Cloudbreak Resources Ltd.

Cloudbreak Resources Ltd.

November 23, 2010 13:14 ET

Cloudbreak Resources Ltd. Closes Oversubscribed Financing

VANCOUVER, BRITISH COLUMBIA--(Marketwire - Nov. 23, 2010) - Cloudbreak Resources Ltd. (TSX VENTURE:CDB)(FRANKFURT:C6K) (the "Company") is pleased to report that its non-brokered private placement announced on October 25, 2010 has completed. The Company is particularly pleased with the significant level of institutional interest in this financing, which saw participation from well respected funds such as Matrix, Rothschild, Aran Asset Management, Tiverton Trading, Dharma Natural Resource Fund, Spartan Master Offshore Fund, 49 North Resources and Sequoia Aggressive Growth Fund.

The financing was oversubscribed ultimately raising $3,313,500 at prices of $0.40 and $0.55. The Company issued 7,033,750 non-flow-through shares to raise $2,813,500 at $0.40 and 909,090 flow-through shares to raise $500,000 at $0.55. No warrants were issued as part of the two Offerings.
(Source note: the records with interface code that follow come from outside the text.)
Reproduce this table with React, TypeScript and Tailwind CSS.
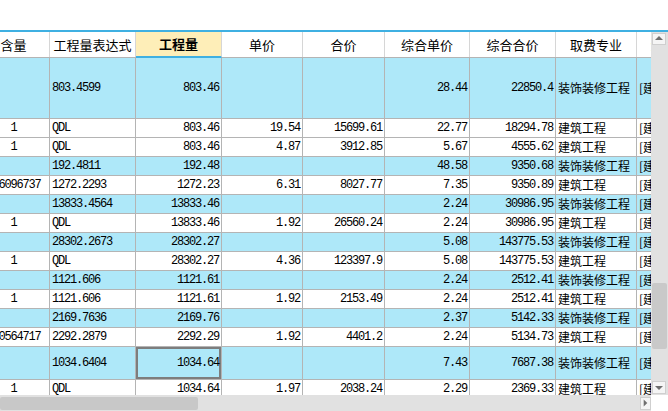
import type { ReactNode } from "react";

// column widths (first column is partly scrolled off to the left)
const COLS = [
  { w: "w-[72px]", align: "justify-center", cjk: false },
  { w: "w-[86px]", align: "justify-start pl-[2px]", cjk: false },
  { w: "w-[86px]", align: "justify-end pr-[2px]", cjk: false },
  { w: "w-[81px]", align: "justify-end pr-[2px]", cjk: false },
  { w: "w-[82px]", align: "justify-end pr-[2px]", cjk: false },
  { w: "w-[85px]", align: "justify-end pr-[2px]", cjk: false },
  { w: "w-[86px]", align: "justify-end pr-[2px]", cjk: false },
  { w: "w-[81px]", align: "justify-start pl-[2px]", cjk: true },
  { w: "w-[80px]", align: "justify-start pl-[2px]", cjk: true },
];

const HEADERS = ["含量", "工程量表达式", "工程量", "单价", "合价", "综合单价", "综合合价", "取费专业", "汇总类别"];

type Row = { h: string; blue: boolean; c: string[]; sel?: boolean };

const ZS = "装饰装修工程";
const JZ = "建筑工程";
const TAG = "[建筑]";

const ROWS: Row[] = [
  { h: "h-[60px]", blue: true, c: ["", "803.4599", "803.46", "", "", "28.44", "22850.4", ZS, TAG] },
  { h: "h-[18px]", blue: false, c: ["1", "QDL", "803.46", "19.54", "15699.61", "22.77", "18294.78", JZ, TAG] },
  { h: "h-[18px]", blue: false, c: ["1", "QDL", "803.46", "4.87", "3912.85", "5.67", "4555.62", JZ, TAG] },
  { h: "h-[18px]", blue: true, c: ["", "192.4811", "192.48", "", "", "48.58", "9350.68", ZS, TAG] },
  { h: "h-[18px]", blue: false, c: ["0.6096737", "1272.2293", "1272.23", "6.31", "8027.77", "7.35", "9350.89", JZ, TAG] },
  { h: "h-[18px]", blue: true, c: ["", "13833.4564", "13833.46", "", "", "2.24", "30986.95", ZS, TAG] },
  { h: "h-[18px]", blue: false, c: ["1", "QDL", "13833.46", "1.92", "26560.24", "2.24", "30986.95", JZ, TAG] },
  { h: "h-[18px]", blue: true, c: ["", "28302.2673", "28302.27", "", "", "5.08", "143775.53", ZS, TAG] },
  { h: "h-[18px]", blue: false, c: ["1", "QDL", "28302.27", "4.36", "123397.9", "5.08", "143775.53", JZ, TAG] },
  { h: "h-[18px]", blue: true, c: ["", "1121.606", "1121.61", "", "", "2.24", "2512.41", ZS, TAG] },
  { h: "h-[18px]", blue: false, c: ["1", "1121.606", "1121.61", "1.92", "2153.49", "2.24", "2512.41", JZ, TAG] },
  { h: "h-[18px]", blue: true, c: ["", "2169.7636", "2169.76", "", "", "2.37", "5142.33", ZS, TAG] },
  { h: "h-[18px]", blue: false, c: ["0.0564717", "2292.2879", "2292.29", "1.92", "4401.2", "2.24", "5134.73", JZ, TAG] },
  { h: "h-[32px]", blue: true, sel: true, c: ["", "1034.6404", "1034.64", "", "", "7.43", "7687.38", ZS, TAG] },
  { h: "h-[18px]", blue: false, c: ["1", "QDL", "1034.64", "1.97", "2038.24", "2.29", "2369.33", JZ, TAG] },
];

const MONO = "font-['Liberation_Mono','DejaVu_Sans_Mono',monospace] text-[12px] tracking-[-1.2px]";
const CJK = "font-['Noto_Sans_CJK_SC',sans-serif] text-[12px]";

function Cell({ i, children, sel }: { i: number; children: ReactNode; sel?: boolean }) {
  const col = COLS[i];
  return (
    <div
      className={`flex items-center shrink-0 overflow-hidden whitespace-nowrap border-r border-[#b4b4b4] text-black ${col.w} ${col.align} ${col.cjk ? CJK : MONO} ${sel ? "shadow-[inset_0_0_0_2px_#7d7d7d]" : ""}`}
    >
      {children}
    </div>
  );
}

function Triangle({ dir }: { dir: "up" | "down" | "right" }) {
  const pts = dir === "up" ? "1,6 5,2 9,6" : dir === "down" ? "1,3 9,3 5,7" : "3,1 7,5 3,9";
  return (
    <svg width="10" height="10" viewBox="0 0 10 10">
      <polygon points={pts} fill="#6f6f6f" />
    </svg>
  );
}

export default function App() {
  return (
    <div className="w-[668px] h-[411px] bg-white overflow-hidden flex flex-col">
      <div className="h-[30px] shrink-0" />
      <div className="h-[2px] bg-[#3fb0e2] shrink-0" />
      <div className="flex h-[363px] shrink-0">
        <div className="w-[651px] overflow-hidden">
          <div className="ml-[-22px] w-[760px]">
            {/* header */}
            <div className="flex h-[26px] border-b border-[#b4b4b4] bg-white">
              {HEADERS.map((h, i) => (
                <div
                  key={h}
                  className={`flex items-center justify-center shrink-0 whitespace-nowrap border-r border-[#d6d6d6] font-['Noto_Sans_CJK_SC',sans-serif] text-[13px] ${COLS[i].w} ${
                    i === 2 ? "bg-[#feeeb8] font-bold border-b-2 border-b-[#3fb0e2] -mb-px" : ""
                  }`}
                >
                  {h}
                </div>
              ))}
            </div>
            {/* body */}
            {ROWS.map((r, ri) => (
              <div key={ri} className={`flex border-b border-[#b4b4b4] ${r.h} box-content ${r.blue ? "bg-[#aee8f9]" : "bg-white"}`}>
                {r.c.map((v, i) => (
                  <Cell key={i} i={i} sel={r.sel && i === 2}>
                    {v}
                  </Cell>
                ))}
              </div>
            ))}
          </div>
        </div>
        {/* vertical scrollbar */}
        <div className="w-[17px] bg-[#e1e1e1] flex flex-col items-start pl-[1px]">
          <div className="mt-[1px] w-[14px] h-[12px] bg-[#f5f5f5] border border-[#cfcfcf] flex items-center justify-center">
            <Triangle dir="up" />
          </div>
          <div className="h-[238px]" />
          <div className="w-[15px] h-[66px] bg-[#c9c9c9] rounded-[2px]" />
          <div className="flex-1" />
          <div className="mb-[1px] w-[14px] h-[13px] bg-[#f5f5f5] border border-[#cfcfcf] flex items-center justify-center">
            <Triangle dir="down" />
          </div>
        </div>
      </div>
      {/* horizontal scrollbar */}
      <div className="flex h-[16px] shrink-0">
        <div className="w-[651px] bg-[#e1e1e1] flex items-center">
          <div className="w-[198px] h-[13px] bg-[#c8c8c8] rounded-[2px]" />
          <div className="flex-1" />
          <div className="w-[11px] h-[13px] bg-[#f5f5f5] border border-[#cfcfcf] flex items-center justify-center">
            <Triangle dir="right" />
          </div>
        </div>
        <div className="flex-1 bg-white" />
      </div>
    </div>
  );
}
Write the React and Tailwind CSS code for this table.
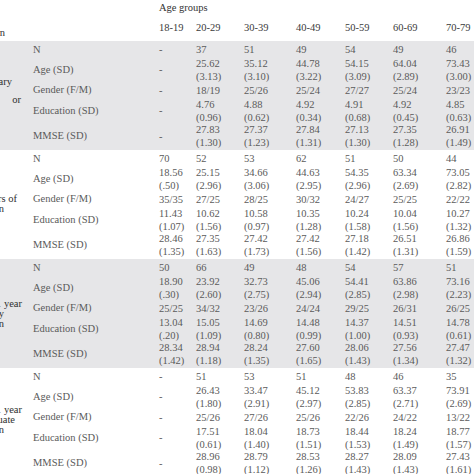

The Offerings were led by Aberdeen Gould Capital Markets Ltd., an Exempt Market Dealer, and involved extensive selling group participation. The Company has paid cash finders' fees equal in the aggregate to 8% of the gross proceeds from the Offerings and, in addition, issued finders' warrants exercisable to purchase that number of non-flow-through common shares which is equal to 8% of the total number of flow-through and non-flow-through shares issued by the Company.

The finders' warrants relating to the non-flow-through Offering will be exercisable until November 19, 2012 at the price of $0.40. The finders' warrants relating to the flow-through Offering will be exercisable until November 19, 2012 at the price of $0.55. All shares issued pursuant to the Offerings and any shares issued on exercise of finders' warrants within four months after closing will be subject to a hold period expiring on March 19, 2011.

The proceeds from the offerings will be used for exploration and development of the Company's assets, acquisition of additional assets and general working capital.


"Peter Bryant"

President & Director

Neither TSX Venture Exchange nor its Regulation Services Provider (as that term is defined in the policies of the TSX Venture Exchange) accepts responsibility for the adequacy or accuracy of this release.